If you look at the literature you see that a large number of situations around the world at the moment in various trouble spots and regions of great political and military instability already have the fingerprints of climate change on them. This is not something abstract about parts per million of CO2 in the atmosphere; it is about water resources disappearing. It is about changes in the ability of given regions to produce food, which can then have direct impacts on political stability.
I understand this from a book which I would thoroughly recommend—I would table 76 copies of it if I had them with me—called Tropic of Chaos, which goes through trouble spots around the world and identifies the fingerprints of climate change. It does not matter whether or not you believe it is human induced. I will come to that in a moment. The ADF apparently developed a classified report in 2007 identifying the threat of climate security, but the white paper, for reasons I cannot fathom, said that it should be dealt with in 2030. The attorney for US Army Environmental Command states:
For the military, whether the warming is caused by man, is naturally occurring, or is some combination of the two is immaterial. The military cannot wait for the science to be perfected to begin planning for the potential effects of global climate change.
We know that budgets are tight and resources are not endless, but I am extremely concerned that we are nonetheless posturing our defence forces for the wrong kinds of conflict. Of course we have to be prepared for direct armed attack, but I believe we have to be prepared for the kind of low-intensity conflicts that are already arising around the world as a result of instability brought on in fragile states by climate change. It is something that I do not believe can be ignored any further.
I do not believe the traditional state-to-state war scenario should be the sole focus of defence spending, particularly in the context of the kind of situations that we are already sending the ADF into, in which some of the gigantic procurement decisions made by this government will be utterly useless. While we are spending money on things like a gigantic fleet of submarines to put us into the South China Sea, air warfare destroyers or Joint Strike Fighters, the enormous opportunity costs of those spending decisions mean that we cannot do certain things. I think that, in fact, directly undermines our defence capabilities. The lack of a consistent, coherent, honest and independent national security strategy is seriously a threat to us at the moment. Defence spending without that national security strategy really undermines our security.

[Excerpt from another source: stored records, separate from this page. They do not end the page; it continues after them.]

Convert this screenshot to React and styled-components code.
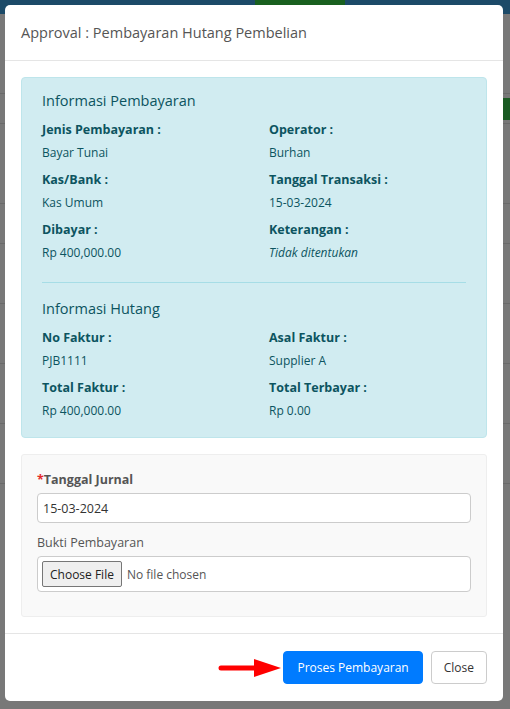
import React from "react";
import styled, { createGlobalStyle } from "styled-components";

const Global = createGlobalStyle`
  html, body { margin: 0; padding: 0; }
  body { font-family: "Open Sans", "Liberation Sans", sans-serif; background: #777; }
  * { box-sizing: border-box; }
`;

const Page = styled.div`
  position: relative;
  width: 510px;
  height: 709px;
  overflow: hidden;
  background: #787878;
`;

const NavBar = styled.div`
  display: flex;
  height: 14px;
  background: #1c4a68;
`;

const NavItem = styled.div`
  width: ${(p) => p.w}px;
  background: ${(p) => (p.green ? "#19601f" : "transparent")};
`;

const BgRows = styled.div`
  display: flex;
  flex-direction: column;
`;

const BgLine = styled.div`
  height: ${(p) => p.h}px;
  border-bottom: 1px solid #6a6a6a;
  display: flex;
  justify-content: flex-end;
  align-items: center;
`;

const BgGreen = styled.div`
  width: 8px;
  height: 22px;
  background: #1a5a22;
`;

const Backdrop = styled.div`
  position: absolute;
  inset: 0;
  display: flex;
  justify-content: flex-start;
  padding: 5px 0 0 5px;
`;

const Modal = styled.div`
  width: 498px;
  height: 696px;
  background: #fff;
  border-radius: 5px;
  display: flex;
  flex-direction: column;
`;

const Header = styled.div`
  height: 56px;
  display: flex;
  align-items: center;
  padding: 0 16px;
  border-bottom: 1px solid #e5e5e5;
`;

const Title = styled.h4`
  margin: 0;
  font-size: 14.5px;
  font-weight: 400;
  color: #555;
`;

const Body = styled.div`
  padding: 16px;
  display: flex;
  flex-direction: column;
  gap: 16px;
  border-bottom: 1px solid #e5e5e5;
`;

const Alert = styled.div`
  background: #d1ecf1;
  border: 1px solid #bee5eb;
  border-radius: 4px;
  color: #0c5460;
  padding: 12px 20px 9px;
`;

const SectionTitle = styled.div`
  font-size: 14.5px;
  line-height: 22px;
  margin-bottom: 8px;
`;

const Grid = styled.div`
  display: grid;
  grid-template-columns: 227px 1fr;
`;

const Field = styled.div`
  display: flex;
  flex-direction: column;
  height: 50px;
`;

const Label = styled.div`
  font-size: 12.5px;
  font-weight: 700;
  line-height: 20px;
`;

const Value = styled.div`
  font-size: 12px;
  line-height: 26px;
  font-style: ${(p) => (p.italic ? "italic" : "normal")};
`;

const Divider = styled.hr`
  border: 0;
  border-top: 1px solid #a6dde6;
  margin: 12px 0 15px;
`;

const FormCard = styled.div`
  background: #f9f9f9;
  border: 1px solid #eeeeee;
  border-radius: 3px;
  padding: 15px 15px 24px;
  display: flex;
  flex-direction: column;
`;

const FormLabel = styled.label`
  font-size: 12.5px;
  line-height: 20px;
  font-weight: ${(p) => (p.bold ? 700 : 400)};
  color: #555;
  margin-bottom: 3px;
`;

const Req = styled.span`
  color: #e52b2b;
`;

const TextInput = styled.div`
  height: 30px;
  border: 1px solid #ccc;
  border-radius: 4px;
  background: #fff;
  font-size: 12.5px;
  color: #333;
  display: flex;
  align-items: center;
  padding: 0 5px;
  margin-bottom: 10px;
`;

const FileInput = styled.div`
  height: 36px;
  border: 1px solid #ccc;
  border-radius: 4px;
  background: #fff;
  display: flex;
  align-items: center;
  gap: 5px;
  padding: 0 4px;
  font-size: 12px;
  color: #555;
`;

const FileBtn = styled.div`
  height: 26px;
  padding: 0 7px;
  border: 1px solid #767676;
  border-radius: 2px;
  background: #efefef;
  color: #222;
  display: flex;
  align-items: center;
`;

const Footer = styled.div`
  flex: 1;
  display: flex;
  justify-content: flex-end;
  align-items: flex-start;
  padding: 17px 16px 0;
  gap: 8px;
`;

const Arrow = styled.svg`
  margin-top: 8px;
  margin-right: -7px;
`;

const Button = styled.button`
  height: 33px;
  padding: 0 ${(p) => (p.primary ? 13 : 12)}px;
  font-family: inherit;
  font-size: 12px;
  border-radius: 4px;
  border: 1px solid ${(p) => (p.primary ? "#007bff" : "#ccc")};
  background: ${(p) => (p.primary ? "#007bff" : "#fff")};
  color: ${(p) => (p.primary ? "#fff" : "#333")};
`;

const pembayaran = [
  ["Jenis Pembayaran :", "Bayar Tunai"],
  ["Operator :", "Burhan"],
  ["Kas/Bank :", "Kas Umum"],
  ["Tanggal Transaksi :", "15-03-2024"],
  ["Dibayar :", "Rp 400,000.00"],
  ["Keterangan :", "Tidak ditentukan", true],
];

const hutang = [
  ["No Faktur :", "PJB1111"],
  ["Asal Faktur :", "Supplier A"],
  ["Total Faktur :", "Rp 400,000.00"],
  ["Total Terbayar :", "Rp 0.00"],
];

const Fields = ({ items }) => (
  <Grid>
    {items.map(([l, v, it]) => (
      <Field key={l}>
        <Label>{l}</Label>
        <Value italic={it}>{v}</Value>
      </Field>
    ))}
  </Grid>
);

export default function App() {
  return (
    <Page>
      <Global />
      <NavBar>
        <NavItem w={255} />
        <NavItem w={90} green />
      </NavBar>
      <BgRows>
        <BgLine h={80} />
        <BgLine h={30}>
          <BgGreen />
        </BgLine>
        <BgLine h={80} />
        <BgLine h={40} />
        <BgLine h={60} />
        <BgLine h={60} />
        <BgLine h={60} />
        <BgLine h={60} />
      </BgRows>
      <Backdrop>
        <Modal>
          <Header>
            <Title>Approval : Pembayaran Hutang Pembelian</Title>
          </Header>
          <Body>
            <Alert>
              <SectionTitle>Informasi Pembayaran</SectionTitle>
              <Fields items={pembayaran} />
              <Divider />
              <SectionTitle>Informasi Hutang</SectionTitle>
              <Fields items={hutang} />
            </Alert>
            <FormCard>
              <FormLabel bold>
                <Req>*</Req>Tanggal Jurnal
              </FormLabel>
              <TextInput>15-03-2024</TextInput>
              <FormLabel>Bukti Pembayaran</FormLabel>
              <FileInput>
                <FileBtn>Choose File</FileBtn>
                No file chosen
              </FileInput>
            </FormCard>
          </Body>
          <Footer>
            <Arrow width="64" height="18" viewBox="0 0 64 18">
              <line x1="3" y1="9" x2="40" y2="9" stroke="#f00" strokeWidth="5" strokeLinecap="round" />
              <polygon points="36,0 63,9 36,18" fill="#f00" />
            </Arrow>
            <Button primary>Proses Pembayaran</Button>
            <Button>Close</Button>
          </Footer>
        </Modal>
      </Backdrop>
    </Page>
  );
}
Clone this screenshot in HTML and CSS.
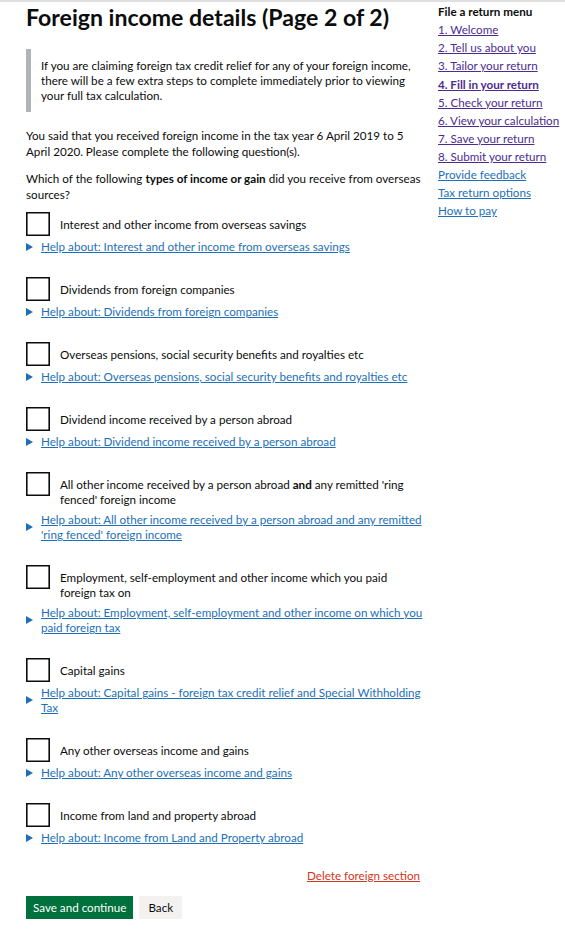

With greatest respect to Senator Johnston, simply quoting defence spending as a ratio of GDP is utterly valueless. Who cares? Are we getting value for money? Are we getting the kind of capabilities that we are going to need to confront the security challenges of this century? Those are the things that I want to know. The financial metrics that Senator Johnston is putting before the chamber I dismiss as completely irrelevant. What matters, I think, is whether we are going to be properly positioned to face up to the genuine security threats, what our strategy is for meeting and responding to those threats, mitigating those that we can, adapting to those that we cannot mitigate and only then coming to the decision of what role we want the ADF to play. The opposition have declared themselves not competent, because the senior leadership team is infested with climate change deniers. Can you imagine if you took into national security debates denial of the most significant security threat of the 21st century and simply pretended that it was not happening?